The following is from the Milam County Archives, 1974:
“On November 24, 1952, something strange happened in the small, agriculturally-oriented Central Texas town of Rockdale. A visitor, seemingly from a different world, changed the living habits of its people along with the general tempo and appearance of its community.
The courting days of the 1950’s has now, nearly 22 years later, turned into a love affair unmatched in many communities between industry and townspeople.
It began innocently enough. The Korean War was raging on and government needed aluminum to make airplanes. Aluminum Company of America needed a new facility to meet the demand. Rockdale, with its large lignite reserves, was the apple in Alcoa’s eye.
Thousands of acres of the “Cinderella fuel” nestled beneath the earth’s crust gave rise late in 1951 to the establishment of the aluminum industry in Milam County. Aluminum production demands electric power to break down ore, shipped in from South America, to form the lightweight, corrosion-free metal.
Demand for the metal by government and this abundance of the electrical energy- producing fuel triggered boom-like industrialization when Alcoa’s multi-million dollar Rockdale Works raced into production only 13 months after groundbreaking.
Tipping the giant vat to cast the first aluminum ingot were the plant’s first boss (now Alcoa board chairman and chief executive officer) John D. Harper and smelting division manager R. T. Whitzel of Pittsburgh corporate headquarters.
Today, Rockdale Works is Aluminum Company of America’s largest worldwide metal producer with eight potlines and the capacity for turning out 280,000 tons annually or 1.5 million pounds per 24-hour, continuous operation day.
The original four-potline plant was expanded by two more lines in 1956 and the Central Texas smelter became Alcoa’s largest in 1969 with the addition of the seventh and eighth lines.
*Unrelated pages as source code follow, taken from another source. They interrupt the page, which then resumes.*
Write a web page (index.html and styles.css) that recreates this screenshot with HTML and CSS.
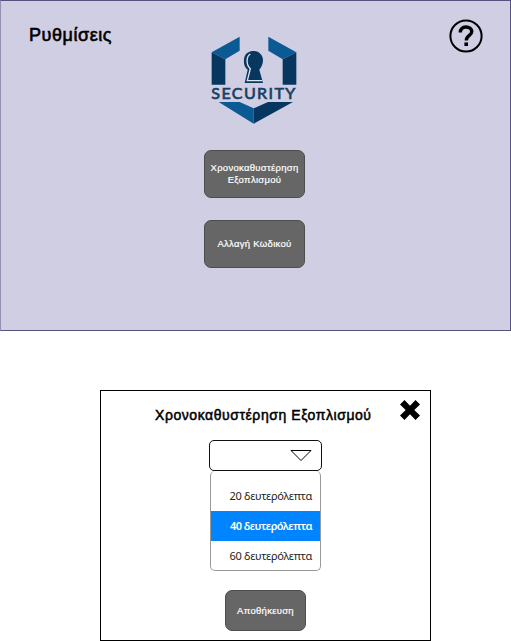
FILE: index.html
```html
<!DOCTYPE html>
<html lang="el">
<head>
<meta charset="utf-8">
<title>Ρυθμίσεις</title>
<link rel="stylesheet" href="styles.css">
</head>
<body>
<main class="settings">
  <h1 class="title"><span>Ρυθμίσεις</span></h1>
  <div class="center">
    <svg class="logo" viewBox="0 0 330 300" role="img">
      <path fill="#0b5a94" d="M35 67 119 20V62L76 88ZM205 20 289 67 248 88 205 62ZM56 216H119L161 235V281Z"/>
      <path fill="#07375f" d="M35 67 76 88V164H35ZM289 67V164H248V88ZM161 235 204 216H279L161 281Z"/>
      <path fill="#07375f" d="M134 159 143 119C130 110 130 91 134 79C139 67 150 63 161 63C178 63 189 76 189 91C189 103 184 112 178 119L189 159Z"/>
      <path fill="none" stroke="#dfe3ef" stroke-width="4" d="M151 72C139 79 137 103 151 116L142 152H187"/>
      <text x="34" y="207" textLength="256" lengthAdjust="spacingAndGlyphs">SECURITY</text>
    </svg>
    <button class="btn delay"><span>Χρονοκαθυστέρηση<br>Εξοπλισμού</span></button>
    <button class="btn code"><span>Αλλαγή Κωδικού</span></button>
  </div>
  <svg class="help" viewBox="0 0 34 34">
    <circle cx="17" cy="17" r="15.6" fill="none" stroke="#000" stroke-width="2"/>
    <path fill="none" stroke="#000" stroke-width="3.4" d="M11.3 13.6C11.3 9.8 13.4 8 17 8C20.5 8 22.8 9.8 22.8 12.6C22.8 16.7 17.3 16.2 17.3 21.6"/>
    <path d="M15.4 23.4H19V27H15.4Z"/>
  </svg>
</main>
<section class="dialog">
  <h2 class="dialog-title"><span>Χρονοκαθυστέρηση Εξοπλισμού</span></h2>
  <svg class="close" viewBox="0 0 20 20"><path d="M4.5 0 10 5.8 15.5 0 20 4.4 14.3 10 20 15.6 15.5 20 10 14.2 4.5 20 0 15.6 5.7 10 0 4.4Z"/></svg>
  <div class="select">
    <svg class="arrow" viewBox="0 0 22 13"><path fill="none" stroke="#000" d="M1 1.5H21L11 11.5Z"/></svg>
  </div>
  <ul class="options">
    <li><span>20 δευτερόλεπτα</span></li>
    <li class="selected"><span>40 δευτερόλεπτα</span></li>
    <li><span>60 δευτερόλεπτα</span></li>
  </ul>
  <button class="btn save"><span>Αποθήκευση</span></button>
</section>
</body>
</html>
```
FILE: styles.css
```css
* { box-sizing: border-box; }
body { margin: 0; background: #fff; font-family: "Liberation Sans", Arial, sans-serif; }
.settings {
  width: 511px; height: 331px;
  display: grid; grid-template-columns: 199px 110px 1fr; align-items: start;
  background: #d0cee2; border: 1px solid #56517e; border-left-color: #9390b6;
}
.title { margin: 24px 0 0 28px; font-size: 18px; font-weight: 400; line-height: 21px; letter-spacing: 0.55px; white-space: nowrap; -webkit-text-stroke: 0.6px #000; }
.center { display: flex; flex-direction: column; align-items: center; }
.logo { width: 110px; height: 100px; margin: 29px 0 20px; }
.logo text { font: 400 47px Lato, sans-serif; letter-spacing: 4px; fill: #173f65; stroke: #173f65; stroke-width: 2px; }
.help { width: 34px; height: 34px; margin: 18px 0 0 139px; }
.btn {
  display: flex; align-items: center; justify-content: center; padding: 0;
  border: 1px solid #4d4d4d; border-radius: 7px; background: #666; color: #fff;
  font: 9.5px/12px "Liberation Sans", Arial, sans-serif; text-align: center; white-space: nowrap;
  letter-spacing: 0.29px; -webkit-text-stroke: 0.2px #fff;
}
.delay, .code { width: 101px; height: 48px; margin-right: 1px; }
.code { margin-top: 22px; }
.dialog {
  width: 331px; height: 251px; margin: 59px 0 0 100px;
  display: grid; grid-template-columns: 1fr; grid-template-rows: 49px 31px 100px 1fr;
  border: 1px solid #000; position: relative;
}
.dialog-title { margin: 16px 0 0 54px; font-size: 14px; font-weight: 400; line-height: 16px; letter-spacing: 0.56px; white-space: nowrap; -webkit-text-stroke: 0.5px #000; }
.close { position: absolute; top: 9px; right: 10px; width: 20px; height: 20px; }
.select {
  width: 113px; height: 31px; margin-left: 108px; padding-right: 9px;
  display: flex; align-items: center; justify-content: flex-end;
  border: 1px solid #111; border-radius: 5px;
}
.arrow { width: 22px; height: 13px; }
.options {
  width: 111px; height: 100px; margin: 0 0 0 109px; padding: 10px 0 0; list-style: none;
  border: 1px solid #999; border-top: 0; border-radius: 5px; overflow: hidden;
  font: 11px/30px "Noto Sans", sans-serif; color: #222; letter-spacing: -0.3px;
}
.options li { height: 30px; padding-right: 8px; text-align: right; white-space: nowrap; }
.options .selected { background: #0084ff; color: #fff; font-weight: 600; letter-spacing: -0.55px; }
.save { width: 81px; height: 41px; margin: 19px 0 0 124px; }
```
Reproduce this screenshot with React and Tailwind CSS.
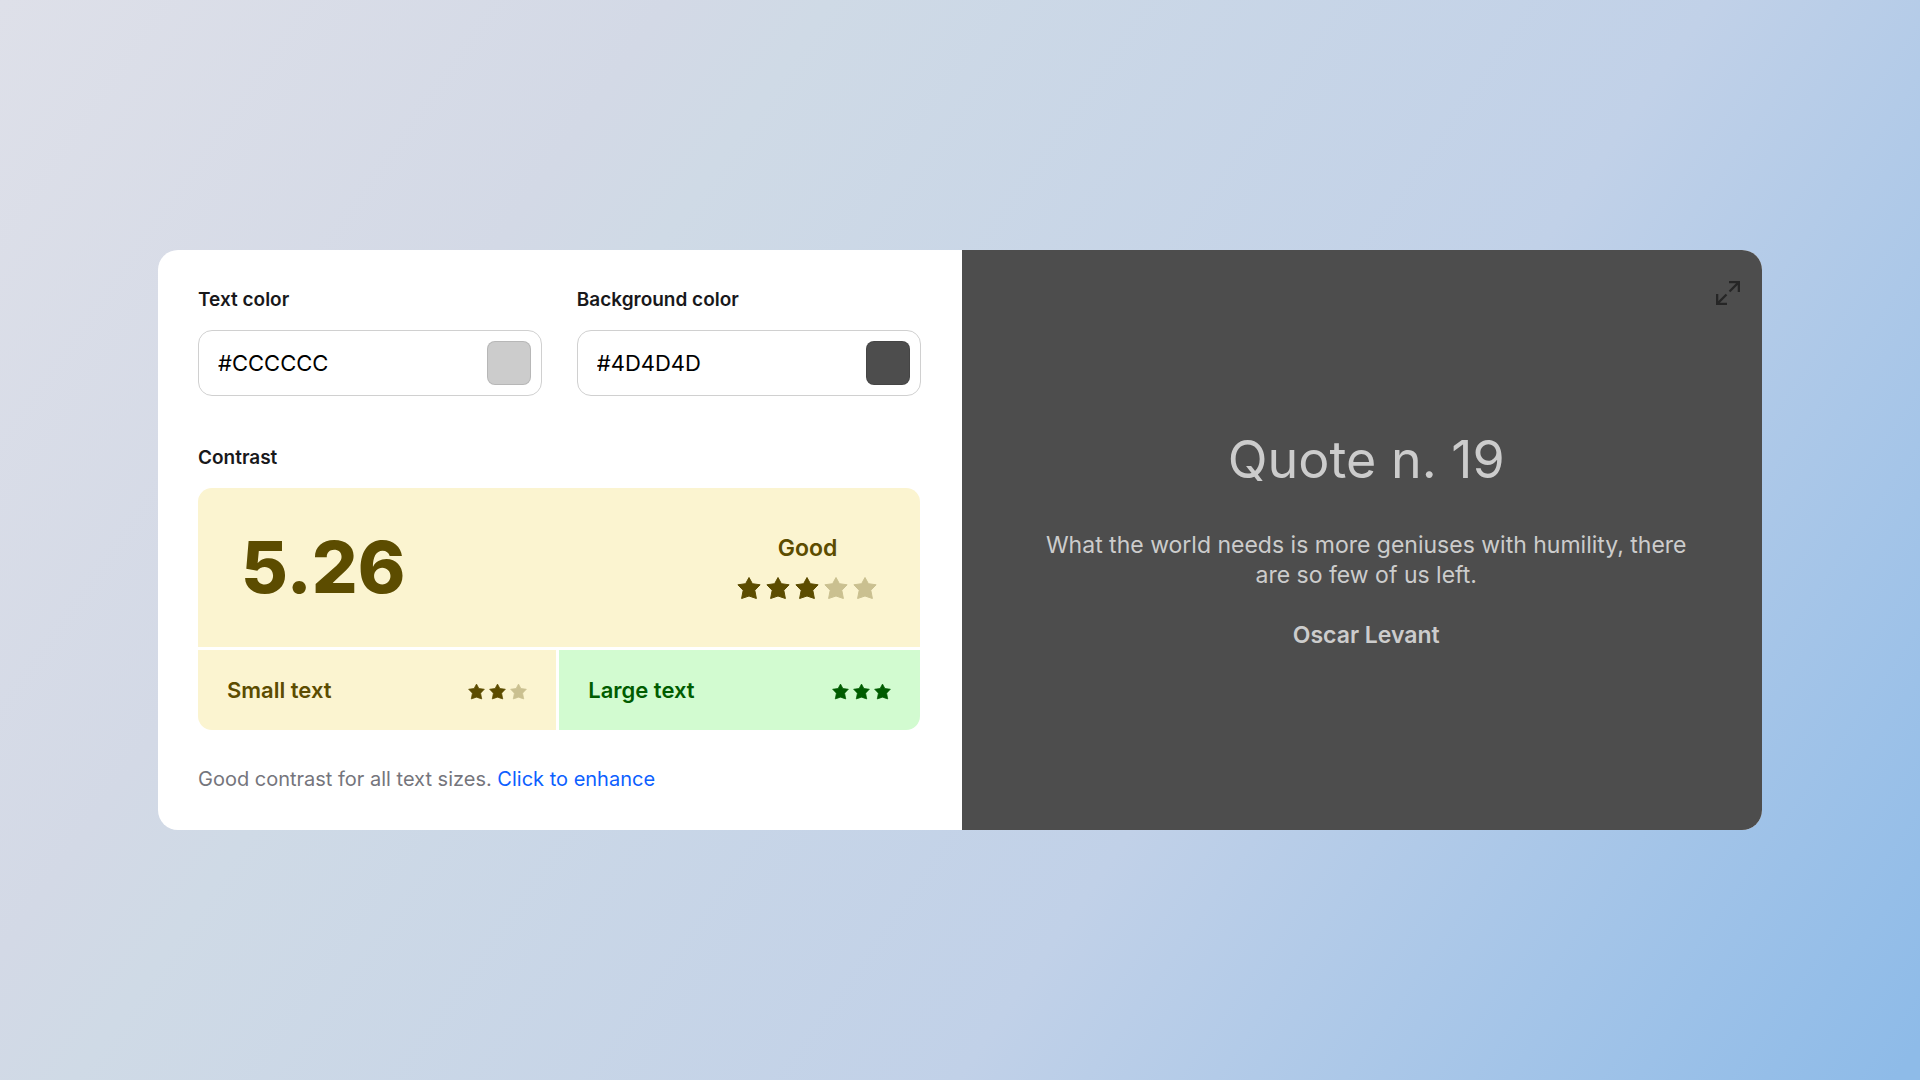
import { useState } from "react";

const Stars = ({ total, filled, size }) => {
    const sizeClass = size === "large" ? "w-6 h-6" : "w-[17px] h-[17px]";
    const gapClass = size === "large" ? "gap-[5px]" : "gap-1 pt-[3px]";

    return (
        <div className={`flex items-center ${gapClass}`} role="img" aria-label={`${filled} out of ${total}`}>
            {Array.from({ length: total }, (_, index) => (
                <svg
                    key={index}
                    viewBox="0 0 24 24"
                    fill="currentColor"
                    stroke="currentColor"
                    strokeWidth="1"
                    strokeLinejoin="round"
                    className={`${sizeClass} ${index < filled ? "" : "opacity-30"}`}
                >
                    <path d="M12 1.500L15.400 7.700l7.700 1.100-5.300 5.500 1.600 8.200L12 20l-7.400 2.500 1.600-8.200L.9 8.800l7.700-1.100z" />
                </svg>
            ))}
        </div>
    );
};

const ColorField = ({ id, label, value, onChange }) => (
    <div className="flex-1 min-w-0">
        <label htmlFor={id} className="block text-[19px] leading-6 font-semibold text-[#18181b]">
            {label}
        </label>
        <div className="mt-[18px] flex items-center h-[66px] pl-[19px] pr-[10px] rounded-[14px] border border-[#d0d0d0] bg-white">
            <input
                id={id}
                type="text"
                value={value}
                onChange={(e) => onChange(e.target.value)}
                className="flex-1 min-w-0 text-[22px] leading-7 text-black outline-none"
            />
            <button
                type="button"
                aria-label={`Pick ${label.toLowerCase()}`}
                className="w-11 h-11 rounded-lg border border-black/10 shrink-0"
                style={{ backgroundColor: value }}
            />
        </div>
    </div>
);

export default function App() {
    const [textColor, setTextColor] = useState("#CCCCCC");
    const [bgColor, setBgColor] = useState("#4D4D4D");

    return (
        <main className="min-h-screen flex items-center justify-center px-[158px] font-[Inter,sans-serif] bg-[linear-gradient(125deg,#dee0e9_0%,#d3d9e6_25%,#cfdae6_31%,#c1d1e8_64%,#8ebbe8_99%)]">
            <div className="grid grid-cols-[805fr_800fr] w-full rounded-[20px] overflow-hidden bg-white">
                {/* Controls */}
                <section className="min-w-0 pl-10 pr-[42px] pt-[38px] pb-[37px]">
                    <div className="flex gap-[35px]">
                        <ColorField id="text-color" label="Text color" value={textColor} onChange={setTextColor} />
                        <ColorField id="bg-color" label="Background color" value={bgColor} onChange={setBgColor} />
                    </div>

                    <h2 className="mt-[50px] text-[19px] leading-6 font-semibold text-[#18181b]">Contrast</h2>

                    {/* Score */}
                    <div className="mt-[18px] flex flex-col gap-[3px] rounded-[14px] overflow-hidden text-[#5c4c00]">
                        <div className="flex items-center justify-between h-[159px] px-[43px] pb-[2px] bg-[#fbf4d0]">
                            <span className="text-[72px] leading-none font-extrabold">5.26</span>
                            <div className="flex flex-col items-center gap-[14px]">
                                <span className="text-[23px] leading-7 font-semibold">Good</span>
                                <Stars total={5} filled={3} size="large" />
                            </div>
                        </div>
                        <div className="grid grid-cols-[358fr_361fr] gap-[3px]">
                            <div className="flex items-center justify-between h-20 px-[29px] bg-[#fbf4d0]">
                                <span className="text-[22px] leading-7 font-semibold">Small text</span>
                                <Stars total={3} filled={2} size="small" />
                            </div>
                            <div className="flex items-center justify-between h-20 px-[29px] bg-[#d2fbd0] text-[#005c00]">
                                <span className="text-[22px] leading-7 font-semibold">Large text</span>
                                <Stars total={3} filled={3} size="small" />
                            </div>
                        </div>
                    </div>

                    <p className="mt-[35px] text-[20px] leading-7 text-[#75757c]">
                        Good contrast for all text sizes.{" "}
                        <a href="#enhance" className="text-[#0d5fff]">Click to enhance</a>
                    </p>
                </section>

                {/* Preview */}
                <section
                    className="relative min-w-0 flex flex-col items-center justify-center pl-[68px] pr-[60px] pb-[2px] text-center"
                    style={{ backgroundColor: bgColor, color: textColor }}
                >
                    <button type="button" aria-label="Expand preview" className="absolute top-[30px] right-[21px] text-black/50">
                        <svg viewBox="0 0 26 26" className="w-[26px] h-[26px]" fill="none" stroke="currentColor" strokeWidth="2.300">
                            <path d="M14 2.150h9.850V12M23.850 2.150l-9.350 9.350M12 23.850H2.150V14M2.150 23.850l9.350-9.350" />
                        </svg>
                    </button>
                    <h1 className="text-[52px] leading-[64px]">Quote n. 19</h1>
                    <p className="mt-[38px] text-[23px] leading-[30px]">
                        What the world needs is more geniuses with humility, there are so few of us left.
                    </p>
                    <p className="mt-[30px] text-[23px] leading-[30px] font-semibold">Oscar Levant</p>
                </section>
            </div>
        </main>
    );
}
For the first time, Alcoa began producing more aluminum in Texas than in any other state. Rockdale Works and Point Comfort Operations down on the Gulf Coast have a joint capacity for making 455,000 tons annually.
Rockdale Works has one of the world’s biggest carbon electrode-making facilities and a diversified ingot plant which converts molten aluminum into extrusion, sheet and remelt ingot. The latter produces everything from a 50-pound to a 22,000-pound product.
A couple of fabricating facilities further enhanced the company’s local investment in the 1960’s. An atomized aluminum powder unit was built in 1966 and has been expanded twice. It’s now the biggest aluminum powder producer in the U. S. Then came a redraw rod facility in 1968 which spews out “raw material” for Alcoa’s electrical conductor-or wire-fabricating plants, primarily its nearby Marshall (Texas) Works. “
The Rockdale story is like many across the Developed World. Reasonable cost and abundant energy is used to fuel a manufacturing facility with the end result of not only manufacturing vital materials but also contributing to employment, funding the local tax base and infra-structure and more. Energy and Economic prosperity go hand in hand. Now, the four power generating units at Sandow Station are shut down. The Rockdale Plant is for sale and aluminum is no longer manufactured here. It was a great run from 1952 till about 2008 when the Chinese took over the aluminum smelting market.
Recent Shutdown of 6,453+ MW of Coal Capacity
Including the Sandow Plant which was adjacent to the ALCOA Rockdale Plant, there were five other robust, reliable coal plants shutdown. These are:
Sandow 1252 MW, Oklaunion 650 MW, Monticello 1,980 MW, J.T. Deely 932 MW, Big Brown 1,186 MW, TMPA Gibbons Creek 453 MW.
Perhaps the renewable wind and solar power capacity made some folks feel good when it was purchased and installed. I am sure it made the environmental extremists happy to see these coal plants gone. However, the people in the great state of Texas sure could have used the reliable electricity that could have been produced from these plants, had they not been prematurely shut down.
Hayden Ludwig published this short video on the Capital Research web site on more sinister reasons of America’s foolish Green Energy policies: https://capitalresearch.org/article/how-china-designed-american-environmental-policy/
It personally saddens me to see the loss of the aluminum manufacturing in Rockdale which essentially was given up to Chinese aluminum smelting capacity. It saddens me also to see the unneccessary suffering of the people of Texas. The environmental extremists may be happy to have successfully hoodwinked the politicians on the evils of carbon. Perhaps now is the time to account for the costs in the loss of American jobs, economic prosperity, the powering of heat pumps, Refineries and Businesses and often overlooked, contributions to the local schools and government infrastructure & tax base.